**Provided data:**
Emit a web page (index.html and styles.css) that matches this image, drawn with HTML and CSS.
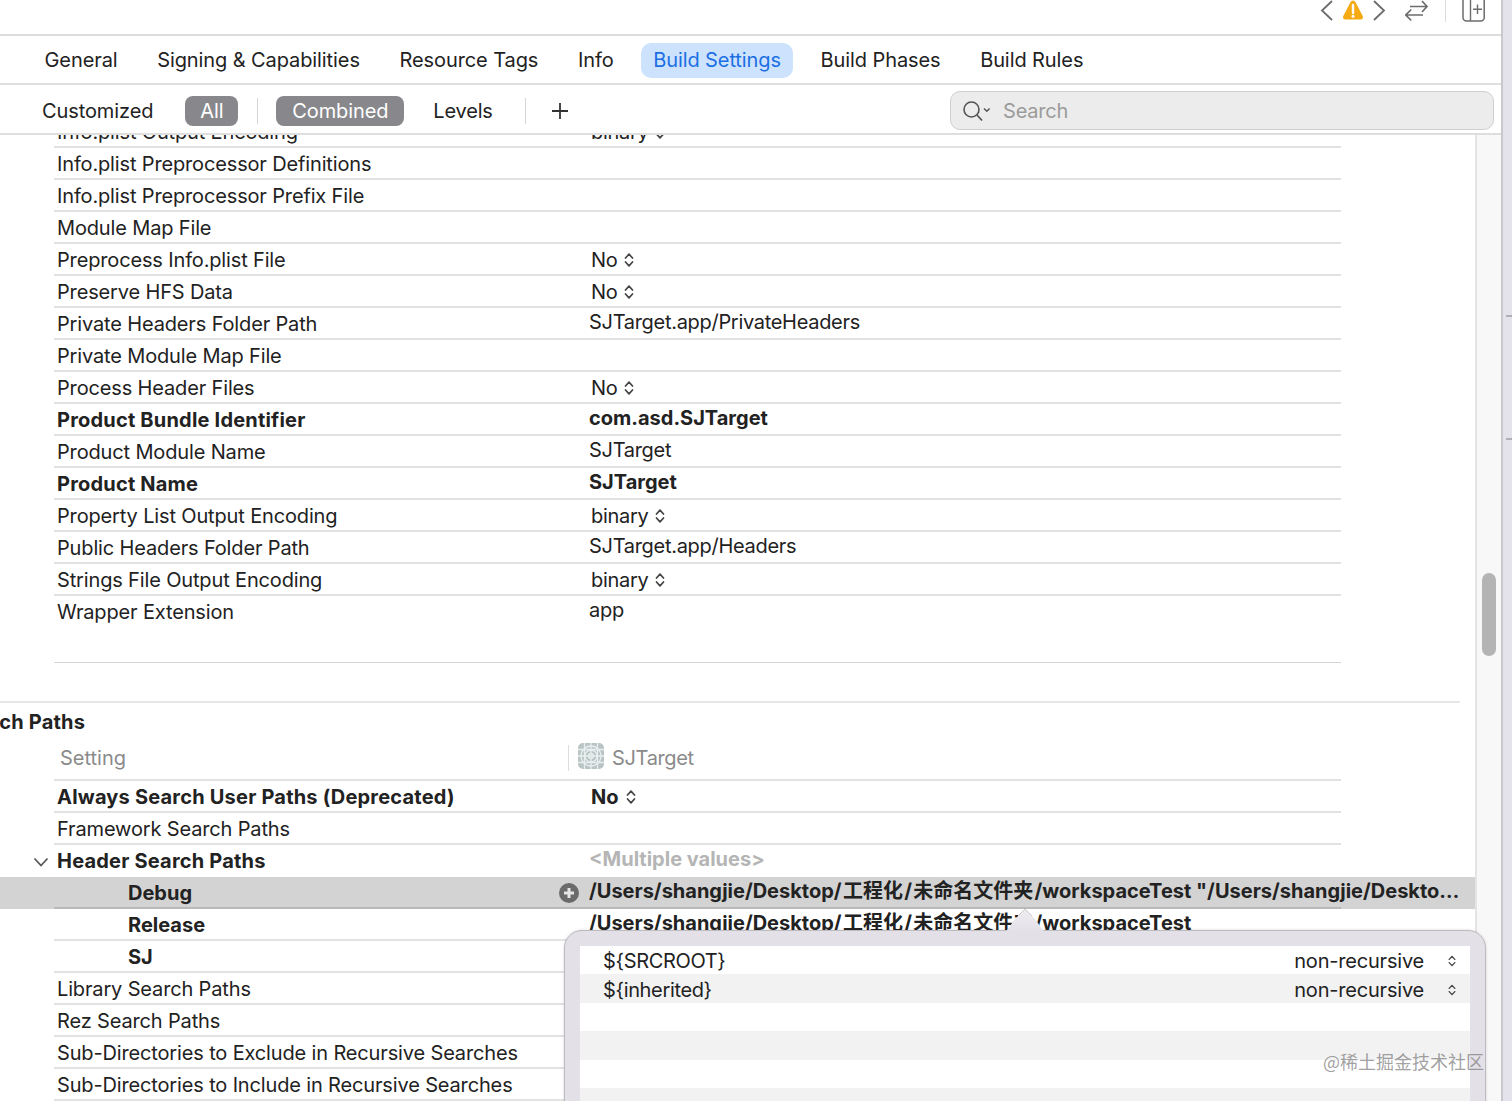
FILE: index.html
```html
<!DOCTYPE html>
<html lang="en">
<head>
<meta charset="utf-8">
<title>Build Settings</title>
<link rel="stylesheet" href="styles.css">
</head>
<body>
<svg class="defs" width="0" height="0" aria-hidden="true">
  <symbol id="updown" viewBox="0 0 10 16"><path d="M1.500 6 5 2.200 8.500 6M1.500 10 5 13.800 8.500 10" fill="none" stroke="currentColor" stroke-width="1.700" stroke-linecap="round" stroke-linejoin="round"/></symbol>
</svg>
<div class="page">
  <div class="editor">
    <header class="topbar">
      <svg class="ti" width="14" height="22" viewBox="0 0 14 22"><path d="M12 1 2 10.500 12 20" fill="none" stroke="#6c6c6c" stroke-width="1.800"/></svg>
      <svg class="ti warn" width="22" height="22" viewBox="0 0 22 22"><path d="M11 .500C9.800.500 9 1.200 8.300 2.500L1.300 16c-.8 1.700.2 3.500 2 3.500h15.400c1.800 0 2.800-1.800 2-3.500L13.700 2.500C13 1.200 12.200.500 11 .500Z" fill="#f5a913"/><path d="M11 5v8" stroke="#fff" stroke-width="2.400" stroke-linecap="round"/><circle cx="11" cy="16.200" r="1.500" fill="#fff"/></svg>
      <svg class="ti" width="14" height="22" viewBox="0 0 14 22"><path d="M2 1 12 10.500 2 20" fill="none" stroke="#6c6c6c" stroke-width="1.800"/></svg>
      <svg class="ti swap" width="24" height="24" viewBox="0 0 24 24"><path d="M5 6.500H22M17 1l5 5.500-5 5.500M.8 15H18M6.300 9.500.8 15l5.500 5.500" fill="none" stroke="#6c6c6c" stroke-width="1.700"/></svg>
      <span class="ti-div"></span>
      <svg class="ti add" width="24" height="24" viewBox="0 0 24 24"><rect x="2" y="-4" width="21.200" height="25" rx="3.500" fill="none" stroke="#6c6c6c" stroke-width="1.500"/><path d="M9.500 0v21M16.500 4.500v9.500M12 9.200h9" fill="none" stroke="#6c6c6c" stroke-width="1.400"/></svg>
    </header>
    <nav class="tabs">
      <a class="tab">General</a>
      <a class="tab">Signing &amp; Capabilities</a>
      <a class="tab">Resource Tags</a>
      <a class="tab">Info</a>
      <a class="tab active">Build Settings</a>
      <a class="tab">Build Phases</a>
      <a class="tab">Build Rules</a>
    </nav>
    <div class="filters">
      <span class="f f-custom">Customized</span>
      <span class="f pill p-all">All</span>
      <span class="fdiv d1"></span>
      <span class="f pill p-comb">Combined</span>
      <span class="f f-levels">Levels</span>
      <span class="fdiv d2"></span>
      <svg class="plus" width="18" height="18" viewBox="0 0 18 18"><path d="M9 1v16M1 9h16" stroke="#333" stroke-width="1.800"/></svg>
      <div class="search">
        <svg width="30" height="24" viewBox="0 0 30 24"><circle cx="9.500" cy="10.500" r="7.500" fill="none" stroke="#555" stroke-width="1.600"/><path d="m15 16 5 5.500" stroke="#555" stroke-width="1.800"/><path d="m22 9.500 2.800 2.800 2.800-2.800" fill="none" stroke="#555" stroke-width="1.500"/></svg>
        <span>Search</span>
      </div>
    </div>
    <div class="main">
      <div class="scroll">
        <div class="rows first">
          <div class="row"><div class="n">Info.plist Output Encoding</div><div class="v pop">binary <svg class="ud"><use href="#updown"/></svg></div></div>
          <div class="row"><div class="n">Info.plist Preprocessor Definitions</div><div class="v"></div></div>
          <div class="row"><div class="n">Info.plist Preprocessor Prefix File</div><div class="v"></div></div>
          <div class="row"><div class="n">Module Map File</div><div class="v"></div></div>
          <div class="row"><div class="n">Preprocess Info.plist File</div><div class="v pop">No <svg class="ud"><use href="#updown"/></svg></div></div>
          <div class="row"><div class="n">Preserve HFS Data</div><div class="v pop">No <svg class="ud"><use href="#updown"/></svg></div></div>
          <div class="row"><div class="n">Private Headers Folder Path</div><div class="v">SJTarget.app/PrivateHeaders</div></div>
          <div class="row"><div class="n">Private Module Map File</div><div class="v"></div></div>
          <div class="row"><div class="n">Process Header Files</div><div class="v pop">No <svg class="ud"><use href="#updown"/></svg></div></div>
          <div class="row b"><div class="n">Product Bundle Identifier</div><div class="v">com.asd.SJTarget</div></div>
          <div class="row"><div class="n">Product Module Name</div><div class="v">SJTarget</div></div>
          <div class="row b"><div class="n">Product Name</div><div class="v">SJTarget</div></div>
          <div class="row"><div class="n">Property List Output Encoding</div><div class="v pop">binary <svg class="ud"><use href="#updown"/></svg></div></div>
          <div class="row"><div class="n">Public Headers Folder Path</div><div class="v">SJTarget.app/Headers</div></div>
          <div class="row"><div class="n">Strings File Output Encoding</div><div class="v pop">binary <svg class="ud"><use href="#updown"/></svg></div></div>
          <div class="row last"><div class="n">Wrapper Extension</div><div class="v">app</div></div>
        </div>
        <div class="list-end"></div>
        <section class="section">
          <h2 class="sec-title">Search Paths</h2>
          <div class="head">
            <div class="h-name">Setting</div>
            <div class="h-val">
              <svg class="appicon" width="26" height="26" viewBox="0 0 26 26"><rect width="26" height="26" rx="5" fill="#b9c4c4"/><g fill="none" stroke="#e8eeee" stroke-width="1.300"><circle cx="13" cy="13" r="10"/><circle cx="13" cy="13" r="6"/><circle cx="13" cy="13" r="2.500"/><path d="M0 6.500h26M0 13h26M0 19.500h26M6.500 0v26M13 0v26M19.500 0v26"/></g></svg>
              <span>SJTarget</span>
            </div>
          </div>
          <div class="row b"><div class="n">Always Search User Paths (Deprecated)</div><div class="v pop">No <svg class="ud"><use href="#updown"/></svg></div></div>
          <div class="row"><div class="n">Framework Search Paths</div><div class="v"></div></div>
          <div class="row b noline">
            <svg class="disc" width="16" height="10" viewBox="0 0 16 10"><path d="m1.500 1.500 6.500 7 6.500-7" fill="none" stroke="#555" stroke-width="1.700"/></svg>
            <div class="n">Header Search Paths</div><div class="v multi">&lt;Multiple values&gt;</div>
          </div>
          <div class="hl">
            <div class="row b sub wide">
              <div class="n"><span>Debug</span><svg class="addc" width="20" height="20" viewBox="0 0 20 20"><circle cx="10" cy="10" r="10" fill="#6b6b6b"/><path d="M10 5v10M5 10h10" stroke="#e6e6e6" stroke-width="3"/></svg></div>
              <div class="v clip">/Users/shangjie/Desktop/<span class="cjk">工程化</span>/<span class="cjk">未命名文件夹</span>/workspaceTest "/Users/shangjie/Desktop/工程化/未命名文件夹/workspaceTest"</div>
            </div>
          </div>
          <div class="row b sub"><div class="n">Release</div><div class="v">/Users/shangjie/Desktop/<span class="cjk">工程化</span>/<span class="cjk">未命名文件夹</span>/workspaceTest</div></div>
          <div class="row b sub"><div class="n">SJ</div><div class="v"></div></div>
          <div class="row"><div class="n">Library Search Paths</div><div class="v"></div></div>
          <div class="row"><div class="n">Rez Search Paths</div><div class="v"></div></div>
          <div class="row"><div class="n">Sub-Directories to Exclude in Recursive Searches</div><div class="v"></div></div>
          <div class="row"><div class="n">Sub-Directories to Include in Recursive Searches</div><div class="v"></div></div>
        </section>
      </div>
      <div class="track"><div class="thumb"></div></div>
    </div>
    <div class="popover">
      <svg class="arrow" width="44" height="24" viewBox="0 0 44 24"><defs><linearGradient id="ag" x1="0" y1="0" x2="0" y2="1"><stop offset="0" stop-color="#efecf0"/><stop offset="1" stop-color="#e4e0e8"/></linearGradient></defs><path d="M0 24C5 24 8 16 11 12L22 1 33 12C36 16 39 24 44 24Z" fill="url(#ag)"/><path d="M15 8 22 1 29 8" fill="none" stroke="#c9c9cb" stroke-width="1"/></svg>
      <div class="plist">
        <div class="pr"><span class="pn">${SRCROOT}</span><span class="rec">non-recursive</span><svg class="ud2"><use href="#updown"/></svg></div>
        <div class="pr"><span class="pn">${inherited}</span><span class="rec">non-recursive</span><svg class="ud2"><use href="#updown"/></svg></div>
        <div class="pr"></div>
        <div class="pr"></div>
        <div class="pr"></div>
        <div class="pr"></div>
      </div>
    </div>
  </div>
  <aside class="strip"><i class="t1"></i><i class="t2"></i></aside>
</div>
<div class="watermark">@稀土掘金技术社区</div>
</body>
</html>
```
FILE: styles.css
```css
* { box-sizing: border-box; }
html, body { margin: 0; height: 100%; overflow: hidden; background: #fff; }
body { font-family: Inter, "Noto Sans CJK SC", sans-serif; font-size: 20px; color: #222; position: relative; }
.defs { position: absolute; }
.page { display: flex; width: 1512px; height: 1101px; overflow: hidden; }
.editor { width: 1501px; height: 1101px; display: flex; flex-direction: column; position: relative; overflow: visible; }
.strip { width: 11px; background: #e4e2ea; border-left: 2px solid #c9c9cc; position: relative; flex: none; }
.strip i { position: absolute; left: 3px; width: 6px; height: 2px; background: #b0b0b4; }
.strip .t1 { top: 315px; }
.strip .t2 { top: 438px; }

.topbar { height: 36px; border-bottom: 2px solid #dcdcdc; display: flex; align-items: flex-start; padding-right: 16px; justify-content: flex-end; flex: none; overflow: hidden; }
.ti { flex: none; display: block; }
.ti-div { width: 1px; height: 22px; background: #ddd; margin-left: 16px; margin-right: 15px; }
.warn { margin: 0 8px; }
.swap { margin-left: 19px; }

.tabs { height: 49px; border-bottom: 2px solid #e0e0e0; display: flex; align-items: center; padding: 2px 0 0 32px; gap: 14.600px; flex: none; letter-spacing: -.09px; }
.tab { padding: 0 12.500px; height: 35px; line-height: 35px; border-radius: 10px; color: #222; white-space: nowrap; }
.tab.active { background: #cde3fd; color: #1c6fe3; }

.filters { height: 50px; border-bottom: 2px solid #dedede; display: flex; align-items: center; flex: none; padding: 4px 0 0 42px; letter-spacing: -.1px; }
.f { white-space: nowrap; }
.pill { height: 30px; line-height: 30px; border-radius: 8px; background: #88888c; color: #fff; text-align: center; }
.p-all { width: 53px; margin-left: 32px; }
.p-comb { width: 128px; }
.fdiv { width: 1px; height: 26px; background: #d6d6d6; }
.d1 { margin: 0 18px 0 19px; }
.d2 { margin-left: 32px; }
.f-levels { margin-left: 29px; letter-spacing: -.2px; }
.plus { margin-left: 25px; }
.search { margin: -2px 7px 0 auto; width: 544px; height: 39px; border: 1px solid #cfcfcf; border-radius: 10px; background: #ececec; display: flex; align-items: center; padding: 1px 0 0 11px; gap: 11px; color: #9b9b9b; letter-spacing: -.2px; }

.main { flex: 1; display: flex; min-height: 0; }
.scroll { width: 1475px; overflow: hidden; flex: none; }
.track { width: 26px; flex: none; background: #f8f8f8; border-left: 2px solid #e4e4e4; padding: 438px 0 0 5px; }
.thumb { width: 14px; height: 83px; border-radius: 7px; background: #b4b4b4; }

.rows.first { margin-top: -19px; }
.row { display: flex; position: relative; width: 1287px; height: 32px; margin-left: 54px; border-bottom: 2px solid #e2e2e2; }
.row.last { border-bottom: 0; }
.row.noline { border-bottom: 0; }
.n { width: 535px; flex: none; padding-left: 3px; line-height: 33px; white-space: nowrap; letter-spacing: -.15px; }
.v { flex: 1; min-width: 0; line-height: 29px; white-space: nowrap; letter-spacing: -.3px; }
.v.pop { padding: 2px 0 0 2px; display: flex; align-items: center; gap: 7px; }
.ud { width: 10px; height: 16px; color: #444; }
.b .n { font-weight: 700; letter-spacing: .2px; }
.b .v { font-weight: 700; letter-spacing: 0; }
.sub.b .n { letter-spacing: 0; }
.multi { color: #b5b5b5; }
.disc { position: absolute; left: -21px; top: 12px; }
.sub .n { padding-left: 74px; }
.cjk { margin: 0 1.300px; }
.hl { background: #d3d3d3; height: 32px; width: 1475px; }
.wide { width: 1421px; border-bottom: 0; }
.wide::after { content: ""; position: absolute; left: 0; bottom: 0; width: 1287px; height: 2px; background: #b9b9b9; }
.wide .n { display: flex; justify-content: space-between; align-items: center; padding-right: 10px; }
.clip { overflow: hidden; text-overflow: ellipsis; padding-right: 14px; }

.list-end { width: 1287px; margin: 34px 0 0 54px; border-top: 1.500px solid #d6d6d6; }
.section { margin-top: 38px; border-top: 2px solid #e6e6e6; width: 1460px; }
.sec-title { margin: 0 0 0 -46px; height: 37px; font-size: 20px; line-height: 38px; font-weight: 700; letter-spacing: .2px; white-space: nowrap; }
.head { display: flex; width: 1287px; height: 41px; margin-left: 54px; border-bottom: 2px solid #e2e2e2; color: #8a8a8a; }
.h-name { width: 514px; padding-left: 6px; line-height: 36px; }
.h-val { display: flex; align-items: center; gap: 8px; border-left: 1px solid #ddd; height: 26px; margin-top: 5px; padding-left: 9px; letter-spacing: -.35px; }
.appicon { flex: none; margin-top: -4px; }
.section .row { flex: none; }
.hl .row { margin-left: 54px; }

.popover { position: absolute; left: 564px; top: 930px; width: 922px; height: 200px; background: #e4e0e8; border: 1px solid #bdbbc0; border-radius: 18px; padding: 15px 15px 0; box-shadow: 0 0 3px rgba(0,0,0,.15); }
.arrow { position: absolute; left: 438px; top: -23px; }
.plist { background: #fff; }
.pr { height: 28.400px; display: flex; align-items: center; padding: 2px 14px 0 23px; }
.pr:nth-child(even) { background: #f2f2f2; }
.pn { letter-spacing: -.35px; }
.rec { margin-left: auto; margin-right: 24px; letter-spacing: -.2px; }
.ud2 { width: 8px; height: 14px; color: #444; }
.watermark { position: absolute; left: 1323px; top: 1049px; font-family: "Noto Sans CJK SC", sans-serif; font-size: 18px; line-height: 24px; color: rgba(120,120,120,.7); white-space: nowrap; }
```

**Exercise objective:** From the material above, copy each line that includes the word "styles".

**Problem solution:**
Emit a web page (index.html and styles.css) that matches this image, drawn with HTML and CSS.
<link rel="stylesheet" href="styles.css">
FILE: styles.css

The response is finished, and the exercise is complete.